Lexicographic code

Lexicographic codes or lexicodes are greedily generated error-correcting codes with remarkably good properties. They were produced independently by Levenshtein[1] and Conway and Sloane [2] and are known to be linear over some finite fields.

Construction

A lexicode of minimum distance d and length n over a finite field is generated by starting with the all-zero vector and iteratively adding the next vector (in lexicographic order) of minimum Hamming distance d from the vectors added so far. As an example, the length-3 lexicode of minimum distance 2 would consist of the vectors marked by an "X" in the following example:

Vector In code?
000 X
001
010
011 X
100
101 X
110 X
111

Since lexicodes are linear, they can also be constructed by means of their basis. [3]

Notes

  1. ^ V.I. Levenstein. A class of systematic codes.

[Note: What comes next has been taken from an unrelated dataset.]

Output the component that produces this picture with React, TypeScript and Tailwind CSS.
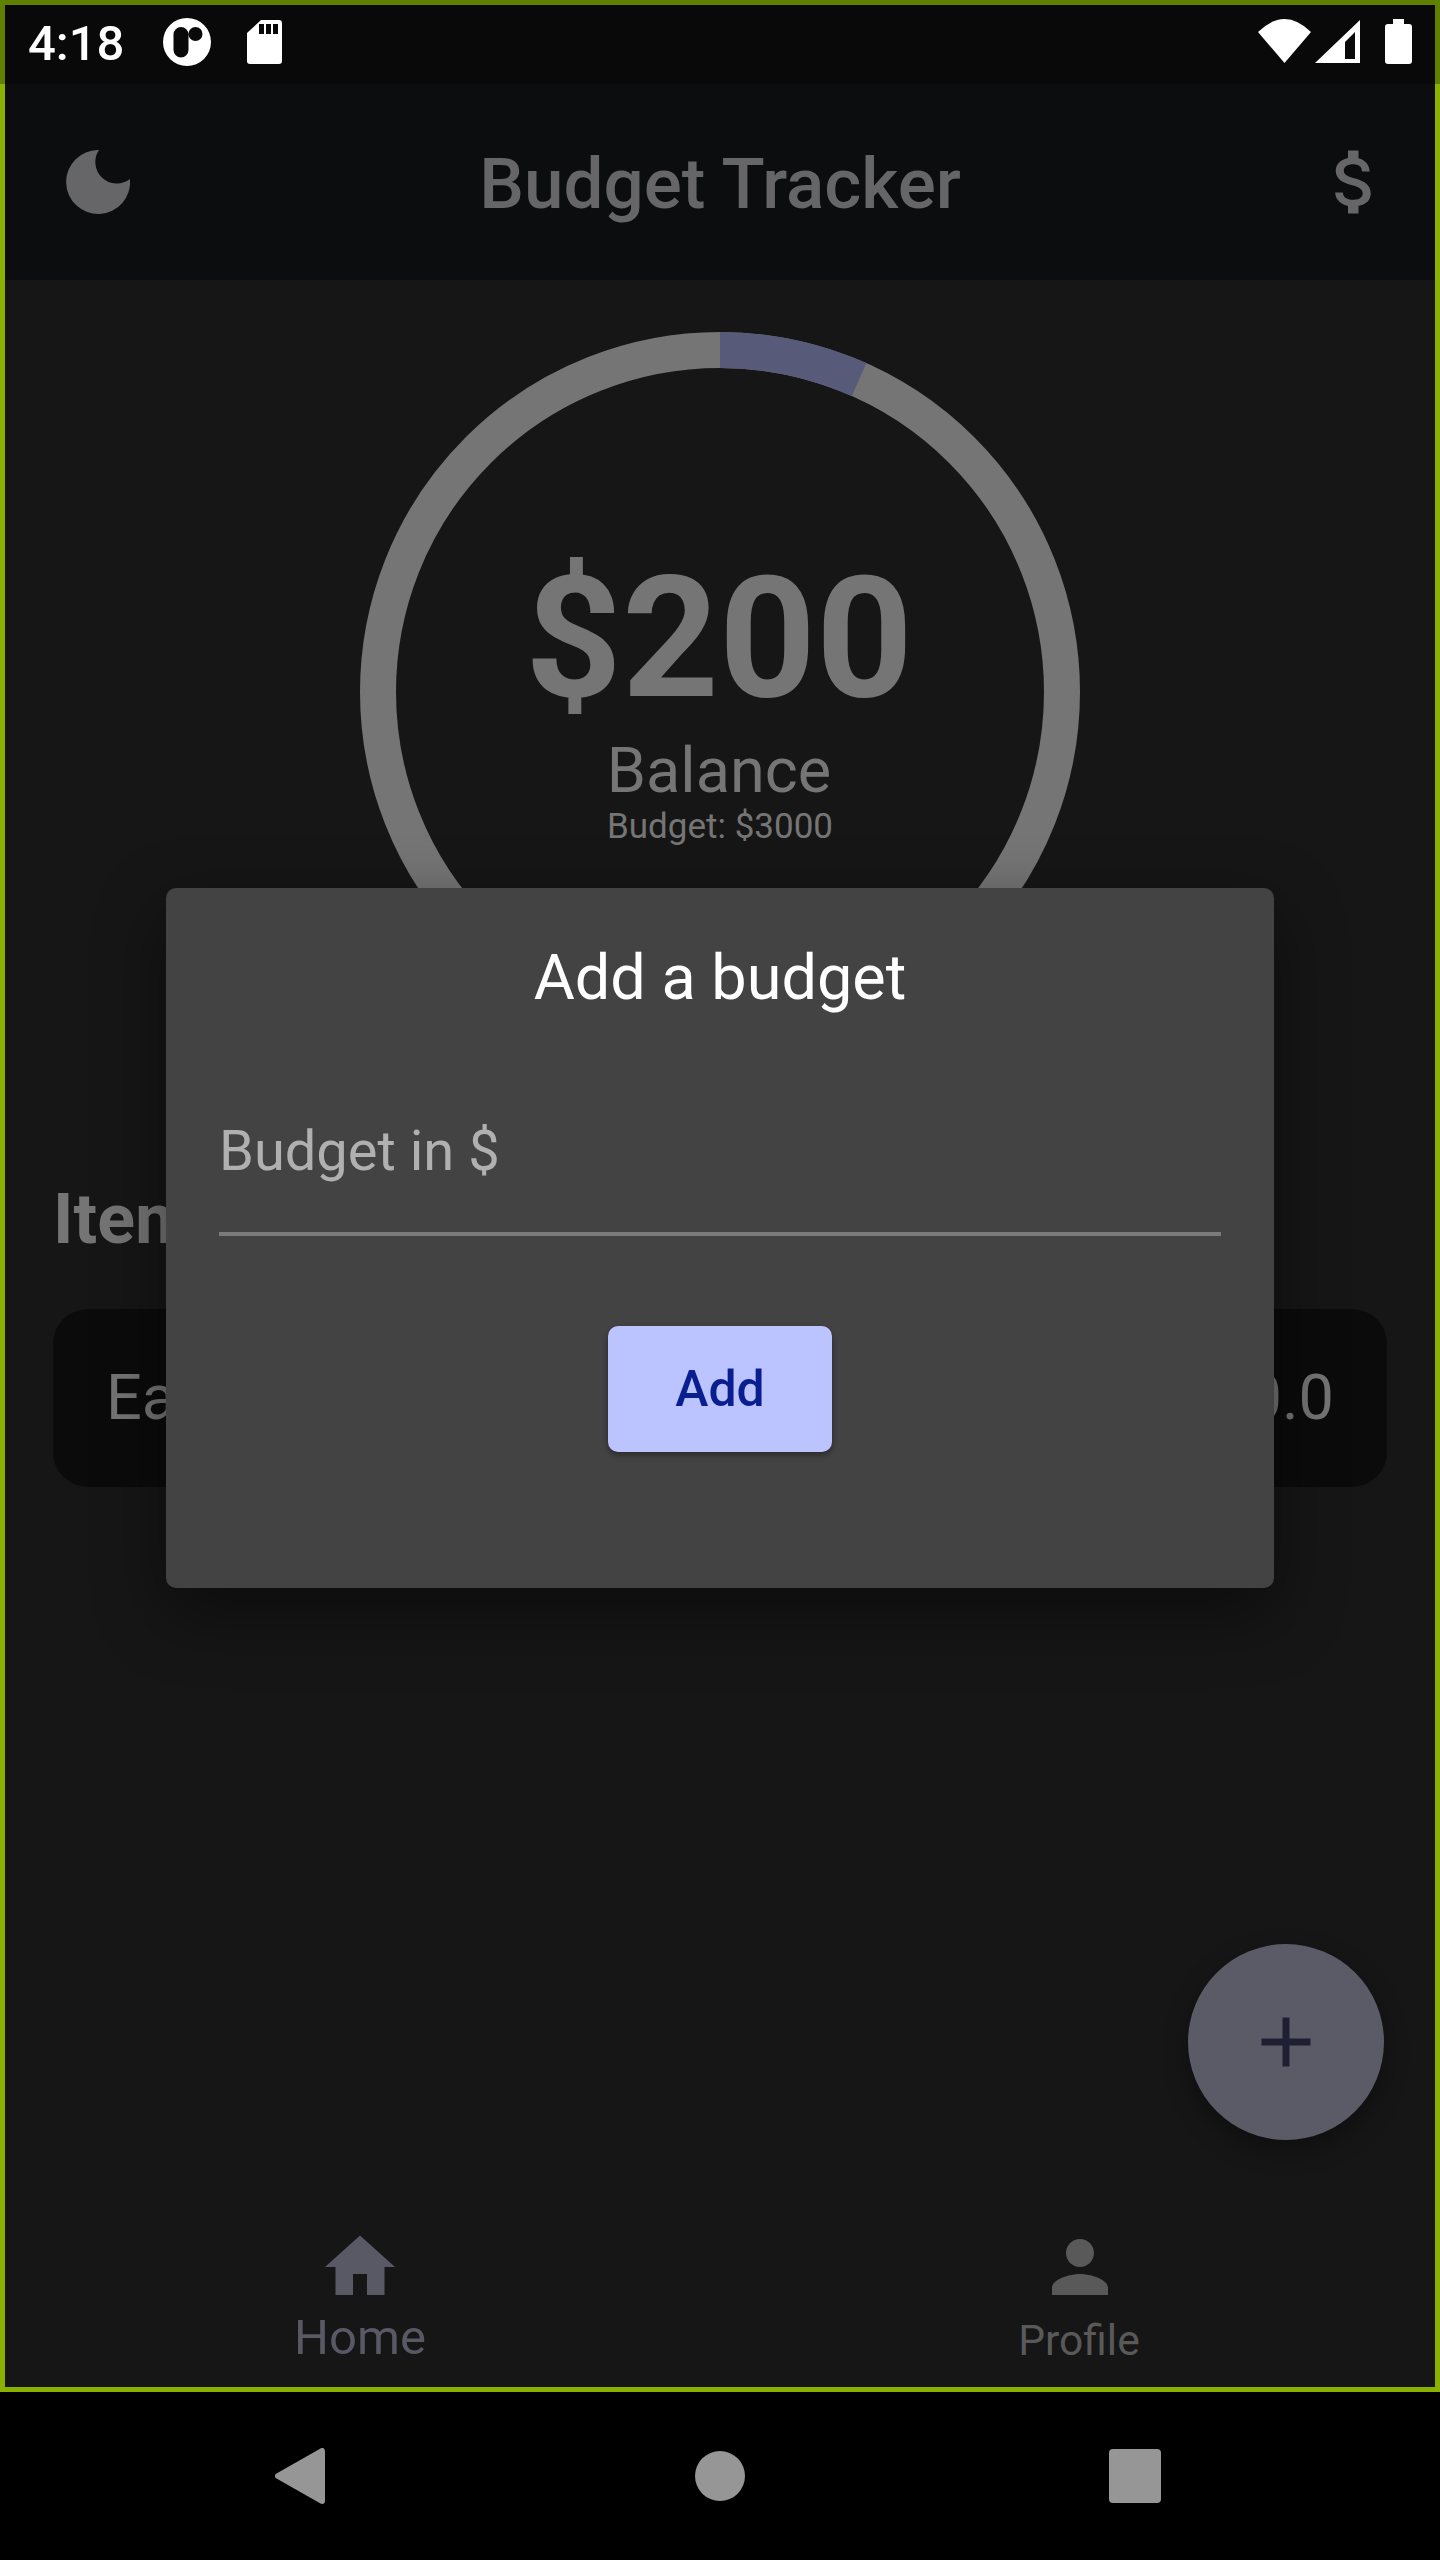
import { MdAdd, MdAttachMoney, MdHome, MdPerson } from 'react-icons/md';

const RING_RADIUS = 342;
const RING_LENGTH = 2 * Math.PI * RING_RADIUS;

function StatusBar() {
	return (
		<div className="flex h-[84px] items-start border-[5px] border-b-0 border-[#5f7f00] bg-[#090909]">
			<span className="ml-[23px] mt-[10px] text-[49px] leading-[57px] font-medium text-white">4:18</span>
			<svg className="ml-[39px] mt-[13px]" width="48" height="48" viewBox="0 0 48 48">
				<path
					fillRule="evenodd"
					fill="#fff"
					d="M24 0a24 24 0 1 0 0 48a24 24 0 1 0 0-48zM18 9a7.500 7.500 0 0 1 7.500 7.500V32a7.500 7.500 0 0 1-15 0V16.500a7.500 7.500 0 0 1 7.500-7.500zM32.500 9a7 7 0 1 0 0 14a7 7 0 1 0 0-14z"
				/>
			</svg>
			<svg className="ml-[36px] mt-[15px]" width="35" height="44" viewBox="0 0 35 44">
				<path fill="#fff" d="M14 0H32a3 3 0 0 1 3 3V41a3 3 0 0 1-3 3H3a3 3 0 0 1-3-3V13z" />
				<path fill="#090909" d="M12 4h5v10h-5zM19 4h5v10h-5zM26 4h5v10h-5z" />
			</svg>
			<div className="ml-auto mt-[14px] mr-[23px] flex items-start">
				<svg width="53" height="44" viewBox="0 0 53 44">
					<path fill="#fff" d="M0 13Q26.500-13 53 13L26.500 44z" />
				</svg>
				<svg className="ml-[4px] mt-[1px]" width="45" height="43" viewBox="0 0 45 43">
					<path fillRule="evenodd" fill="#fff" d="M0 43L45 0V43zM40 12L30 22V39H40z" />
				</svg>
				<svg className="ml-[25px]" width="27" height="45" viewBox="0 0 27 45">
					<path fill="#fff" d="M8 0H19V5H24a3 3 0 0 1 3 3V42a3 3 0 0 1-3 3H3a3 3 0 0 1-3-3V8a3 3 0 0 1 3-3H8z" />
				</svg>
			</div>
		</div>
	);
}

function AppBar() {
	return (
		<div className="grid h-[196px] grid-cols-[1fr_auto_1fr] items-center bg-[#0c0d0f] pb-[1px]">
			<svg className="ml-[61px]" width="64" height="64" viewBox="0 0 64 64">
				<path fill="#666669" d="M33 0A32 32 0 1 0 64 29A21.500 21.500 0 0 1 33 0z" />
			</svg>
			<h1 className="pt-[4px] text-[71px] leading-[82px] font-medium text-[#666669]">Budget Tracker</h1>
			<div className="flex justify-end pr-[38px]">
				<MdAttachMoney size={84} color="#666669" />
			</div>
		</div>
	);
}

function BalanceRing() {
	return (
		<div className="relative mx-auto mt-[52px] h-[720px] w-[720px]">
			<svg width="720" height="720" viewBox="0 0 720 720">
				<circle cx="360" cy="360" r={RING_RADIUS} fill="none" stroke="#757575" strokeWidth="36" />
				<circle
					cx="360"
					cy="360"
					r={RING_RADIUS}
					fill="none"
					stroke="#575a78"
					strokeWidth="36"
					strokeDasharray={`${RING_LENGTH * (200 / 3000)} ${RING_LENGTH}`}
					transform="rotate(-90 360 360)"
				/>
			</svg>
			<div className="absolute inset-x-0 top-[207px] flex flex-col items-center text-[#757575]">
				<span className="-ml-[2px] text-[169px] leading-[198px] font-bold">$200</span>
				<span className="-mt-[3px] -ml-[2px] text-[63px] leading-[74px]">Balance</span>
				<span className="-mt-[2px] text-[35px] leading-[41px]">Budget: $3000</span>
			</div>
		</div>
	);
}

function ItemsList() {
	return (
		<div className="mx-[48px] mt-[127px]">
			<h2 className="text-[70px] leading-[80px] font-bold text-[#757575]">Items</h2>
			<div className="mt-[50px] flex h-[178px] items-center justify-between rounded-[35px] bg-[#0b0b0c] px-[53px] text-[63px] text-[#757575]">
				<span>Eating</span>
				<span>$0.0</span>
			</div>
		</div>
	);
}

function BottomNav() {
	return (
		<div className="-mx-[5px] mt-auto grid h-[162px] grid-cols-2">
			<div className="flex flex-col items-center text-[#585964]">
				<MdHome size={84} color="#585964" />
				<span className="text-[49px] leading-[57px]">Home</span>
			</div>
			<div className="flex flex-col items-center text-[#595959]">
				<MdPerson size={84} color="#595959" />
				<span className="mt-[7px] -ml-[2px] text-[42.500px] leading-[50px]">Profile</span>
			</div>
		</div>
	);
}

function AddBudgetDialog() {
	return (
		<div className="absolute top-[888px] left-[166px] flex h-[700px] w-[1108px] flex-col rounded-[10px] bg-[#434343] px-[53px] shadow-[0_24px_70px_rgba(0,0,0,0.45)]">
			<h3 className="mt-[53px] text-center text-[63px] leading-[74px] text-white">Add a budget</h3>
			<div className="mt-[103px] h-[118px] border-b-[4px] border-[#7b7b7b] text-[56px] leading-[66px] text-[#b0b0b0]">
				Budget in $
			</div>
			<button className="mx-auto mt-[90px] h-[126px] w-[224px] rounded-[10px] bg-[#bcc4ff] text-[50px] font-medium text-[#0a1f8f] shadow-[0_3px_6px_rgba(0,0,0,0.4)]">
				Add
			</button>
		</div>
	);
}

export default function App() {
	return (
		<div className="relative h-[2560px] w-[1440px] overflow-hidden bg-black font-['Roboto',sans-serif]">
			<StatusBar />
			<div className="flex h-[2308px] flex-col border-x-[5px] border-b-[5px] border-[#8cb000] bg-[#161616]">
				<AppBar />
				<BalanceRing />
				<ItemsList />
				<BottomNav />
			</div>
			<div className="absolute top-[1944px] left-[1188px] flex h-[196px] w-[196px] items-center justify-center rounded-full bg-[#5a5b66] shadow-[0_10px_24px_rgba(0,0,0,0.35)]">
				<MdAdd size={84} color="#1f1f33" />
			</div>
			<AddBudgetDialog />
			<div className="flex h-[168px] items-center">
				<svg className="ml-[275px]" width="50" height="56" viewBox="0 0 50 56">
					<path
						fill="#969696"
						stroke="#969696"
						strokeWidth="6"
						strokeLinejoin="round"
						d="M47 3V53L3 28z"
					/>
				</svg>
				<div className="ml-[370px] h-[50px] w-[50px] rounded-full bg-[#969696]" />
				<div className="ml-[364px] h-[54px] w-[52px] rounded-[4px] bg-[#969696]" />
			</div>
		</div>
	);
}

Soviet Math. Dokl, 1(1):368-371, 1960.
  2. ^ J.H. Conway and N.J.A Sloane. Lexicographic codes: error-correcting codes from game theory. IEEE Transactions on Information Theory, 32:337-348, 1986.
  3. ^ Ari Trachtenberg, Designing Lexicographic Codes with a Given Trellis Complexity, IEEE Transactions on Information Theory, January 2002.